Indian media outlets report that Mumbai Airport Customs’ Air Intelligence Unit seized the 11 handsets. Customs officers reportedly found the phones after searching Bhavesh Virani’s bags. They said he was carrying the iPhone X units in his hand bag at the time they intercepted him. They did not arrest him because the value of the phones was low enough, but a case has reportedly been registered against him. According to the Hindustan Times, the man could be slapped with a fine if authorities determine that he was participating in iPhone X smuggling.
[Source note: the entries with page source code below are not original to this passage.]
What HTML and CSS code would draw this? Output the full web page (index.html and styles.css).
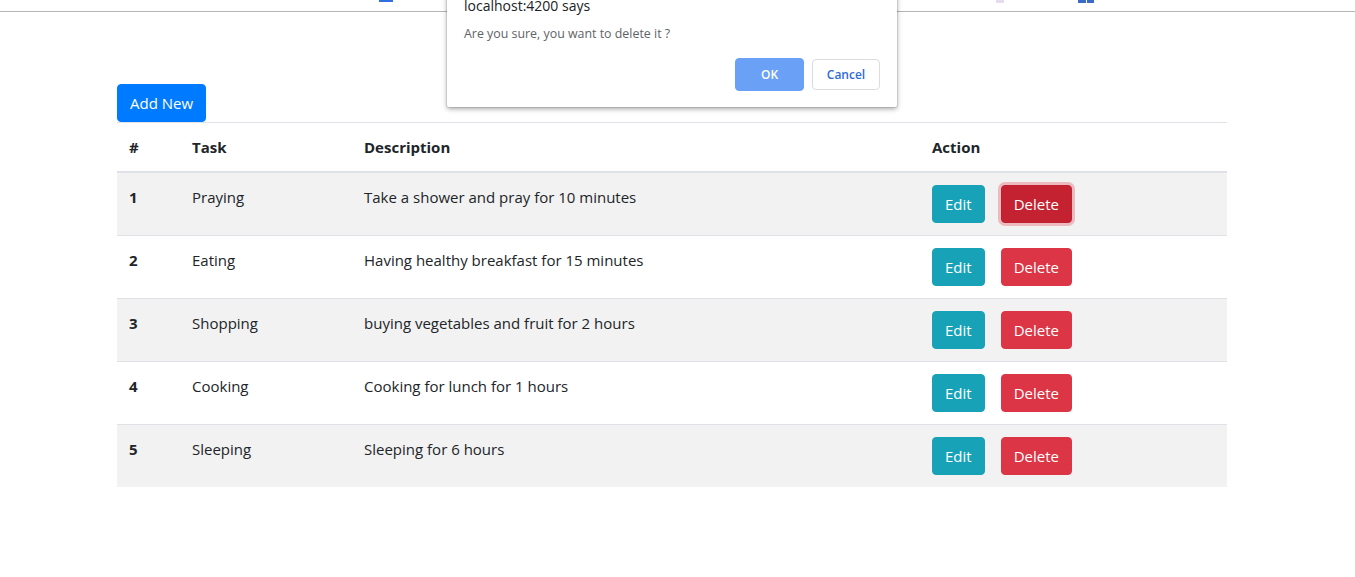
FILE: index.html
```html
<!DOCTYPE html>
<html>
<head>
<meta charset="utf-8">
<link rel="stylesheet" href="styles.css">
</head>
<body>
<div class="topbar">
  <span class="mark mark-a"></span>
  <span class="mark mark-b"></span>
  <span class="mark mark-c"></span>
  <span class="mark mark-d"></span>
</div>
<main class="container">
  <button class="btn btn-primary add">Add New</button>
  <table class="table">
    <thead>
      <tr><th class="c1">#</th><th class="c2">Task</th><th class="c3">Description</th><th class="c4">Action</th></tr>
    </thead>
    <tbody>
      <tr class="odd"><th>1</th><td>Praying</td><td>Take a shower and pray for 10 minutes</td><td><button class="btn btn-info">Edit</button><button class="btn btn-danger active">Delete</button></td></tr>
      <tr><th>2</th><td>Eating</td><td>Having healthy breakfast for 15 minutes</td><td><button class="btn btn-info">Edit</button><button class="btn btn-danger">Delete</button></td></tr>
      <tr class="odd"><th>3</th><td>Shopping</td><td>buying vegetables and fruit for 2 hours</td><td><button class="btn btn-info">Edit</button><button class="btn btn-danger">Delete</button></td></tr>
      <tr><th>4</th><td>Cooking</td><td>Cooking for lunch for 1 hours</td><td><button class="btn btn-info">Edit</button><button class="btn btn-danger">Delete</button></td></tr>
      <tr class="odd"><th>5</th><td>Sleeping</td><td>Sleeping for 6 hours</td><td><button class="btn btn-info">Edit</button><button class="btn btn-danger">Delete</button></td></tr>
    </tbody>
  </table>
</main>
<div class="dialog">
  <div class="dialog-title">localhost:4200 says</div>
  <div class="dialog-msg">Are you sure, you want to delete it ?</div>
  <div class="dialog-actions">
    <button class="dbtn dbtn-ok">OK</button>
    <button class="dbtn dbtn-cancel">Cancel</button>
  </div>
</div>
</body>
</html>
```
FILE: styles.css
```css
* { box-sizing: border-box; }
body {
  margin: 0;
  font-family: "Open Sans", "Noto Sans", sans-serif;
  font-size: 15px;
  line-height: 24px;
  color: #212529;
  background: #fff;
}
.topbar {
  height: 12px;
  border-bottom: 1px solid #b5b5b5;
  display: flex;
  align-items: flex-start;
}
.mark { display: block; background: #2f6fe0; }
.mark-a { margin-left: 379px; width: 14px; height: 2px; }
.mark-b { margin-left: 603px; width: 8px; height: 3px; background: #e6dcef; }
.mark-c { margin-left: 74px; width: 8px; height: 3px; background: #3a6bc8; }
.mark-d { margin-left: 1px; width: 7px; height: 3px; background: #3a6bc8; }

.container {
  width: 1110px;
  margin-left: 117px;
  padding-top: 72px;
}
.btn {
  display: inline-block;
  font-family: inherit;
  font-size: 15px;
  line-height: 24px;
  padding: 6px 12px;
  border: 1px solid transparent;
  border-radius: 4px;
  color: #fff;
  cursor: pointer;
}
.btn-primary { background: #007bff; border-color: #007bff; }
.btn-info { background: #17a2b8; border-color: #17a2b8; }
.btn-danger { background: #dc3545; border-color: #dc3545; margin-left: 16px; }
.btn-danger.active { background: #c42231; border-color: #bd2130; box-shadow: 0 0 0 3px rgba(225,83,97,.35); }
.add { display: block; }

.table {
  width: 1110px;
  border-collapse: collapse;
  table-layout: fixed;
}
.table th, .table td {
  padding: 12px;
  text-align: left;
  vertical-align: top;
  border-top: 1px solid #dee2e6;
}
.table thead th {
  border-bottom: 2px solid #dee2e6;
  vertical-align: bottom;
}
.table tbody tr:first-child th, .table tbody tr:first-child td { border-top: none; }
.table tbody tr.odd { background: #f2f2f2; }
.c1 { width: 63px; }
.c2 { width: 172px; }
.c3 { width: 568px; }
.c4 { width: 307px; }

.dialog {
  position: absolute;
  left: 447px;
  top: -14px;
  width: 450px;
  height: 121px;
  background: #fff;
  border-radius: 2px;
  box-shadow: 0 2px 5px rgba(0,0,0,.35), 0 0 0 1px rgba(0,0,0,.08);
  padding: 0 17px 0 17px;
  font-family: "Open Sans", "Noto Sans", sans-serif;
}
.dialog-title {
  font-size: 14px;
  line-height: 20px;
  margin-top: 10px;
  color: #202124;
}
.dialog-msg {
  font-size: 12.4px;
  line-height: 16px;
  margin-top: 10px;
  color: #5f6368;
}
.dialog-actions {
  display: flex;
  justify-content: flex-end;
  gap: 8px;
  margin-top: 16px;
}
.dbtn {
  font-family: inherit;
  font-size: 12px;
  font-weight: 600;
  border-radius: 4px;
  height: 33px;
}
.dbtn-ok {
  width: 69px;
  background: #6aa0f6;
  border: 1px solid #6aa0f6;
  color: #fff;
}
.dbtn-cancel {
  width: 68px;
  height: 31px;
  margin-top: 1px;
  background: #fff;
  border: 1px solid #dadce0;
  color: #2f6ad8;
  font-weight: 600;
}
```
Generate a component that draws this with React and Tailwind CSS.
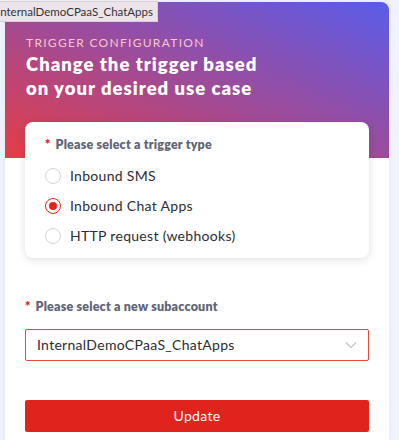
import React, { useState } from "react";

const options = ["Inbound SMS", "Inbound Chat Apps", "HTTP request (webhooks)"];

function Radio({ checked }) {
  return (
    <span
      className={
        "flex h-4 w-4 items-center justify-center rounded-full border bg-white " +
        (checked ? "border-[#e0241d]" : "border-[#d4d4d8]")
      }
    >
      {checked && <span className="h-2 w-2 rounded-full bg-[#e0241d]" />}
    </span>
  );
}

export default function App() {
  const [trigger, setTrigger] = useState(1);

  return (
    <div className="relative min-h-screen overflow-hidden bg-[#f1f3fc] font-['Lato',sans-serif]">
      <div className="ml-[5px] mt-[2px] w-[384px] min-h-[460px] rounded-tr-lg bg-white shadow-[0_0_6px_rgba(0,0,0,0.06)]">
        <div className="h-[156px] rounded-tr-lg bg-[linear-gradient(22deg,#e53d45_0%,#a34a93_45%,#5a5ce9_100%)] px-[21px] pt-[32px]">
          <div className="text-[12px] tracking-[1.3px] text-[#f8c6cf]">TRIGGER CONFIGURATION</div>
          <h1 className="text-[18.5px] font-extrabold leading-[24px] tracking-[1px] text-white">
            Change the trigger based
            <br />
            on your desired use case
          </h1>
        </div>

        <div className="mx-[20px] -mt-[36px] rounded-lg bg-white px-[20px] pt-[14px] pb-[7px] shadow-[0_2px_8px_rgba(0,0,0,0.12)]">
          <div className="text-[12.5px] font-extrabold tracking-[0.2px] text-[#5f6577]">
            <span className="mr-[5px] text-[#e0241d]">*</span>Please select a trigger type
          </div>
          <div className="mt-[6px] flex flex-col">
            {options.map((o, i) => (
              <button
                key={o}
                onClick={() => setTrigger(i)}
                className="flex h-[30px] items-center gap-[9px] text-left text-[14px] tracking-[0.3px] text-[#2d2d33]"
              >
                <Radio checked={trigger === i} />
                {o}
              </button>
            ))}
          </div>
        </div>

        <div className="px-[20px] pt-[40px]">
          <div className="text-[12.5px] font-extrabold tracking-[0.2px] text-[#5f6577]">
            <span className="mr-[5px] text-[#e0241d]">*</span>Please select a new subaccount
          </div>
          <div className="mt-[12px] flex h-[32px] items-center justify-between rounded-[2px] border border-[#e8483e] px-[11px] text-[14px] tracking-[0.3px] text-[#2d2d33]">
            <span>InternalDemoCPaaS_ChatApps</span>
            <svg width="12" height="8" viewBox="0 0 12 8" fill="none" stroke="#c4c4c8" strokeWidth="1.2">
              <path d="M1 1.5l5 5 5-5" />
            </svg>
          </div>
          <button className="mt-[39px] h-[32px] w-full rounded-[2px] bg-[#e0241d] text-[14px] tracking-[0.3px] text-white">
            Update
          </button>
        </div>
      </div>

      <div className="absolute left-[-6px] top-[1px] h-[21px] border border-[#d8cfd6] bg-[#ece4ea] pl-[2px] pr-[4px] text-[11.5px] leading-[19px] text-[#333]">
        InternalDemoCPaaS_ChatApps
      </div>
    </div>
  );
}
Officials have launched an investigation to learn why he was carrying so many iPhone Xs and whether he is part of a “syndicated gang” possibly involved in iPhone X smuggling. They were reportedly expecting people to visit Hong Kong to purchase the phones, possibly through the city’s grey markets, and then bring them into India. They also say they’ve been watching common routes taken by product smugglers; the Mumbai airport is a common pathway because of the high passenger density.

iPhone X demand soars in India

Officials say iPhone X demand was higher in India than the amount of available supply there, and the phone’s high price tag makes it a lucrative item to smuggle in. The officer told the Hindustan Times that the phones would sell for more than twice their regular price in Hong Kong’s grey markets.

Demand for Apple’s most expensive iPhone surged to an extreme high quickly in India as residents converged on Apple Stores throughout the country to try to buy one. All available units in India have reportedly been sold, so there may be a long waiting list there. Media reports indicate that retailers in India received only 25% of the handsets they ordered from distributors.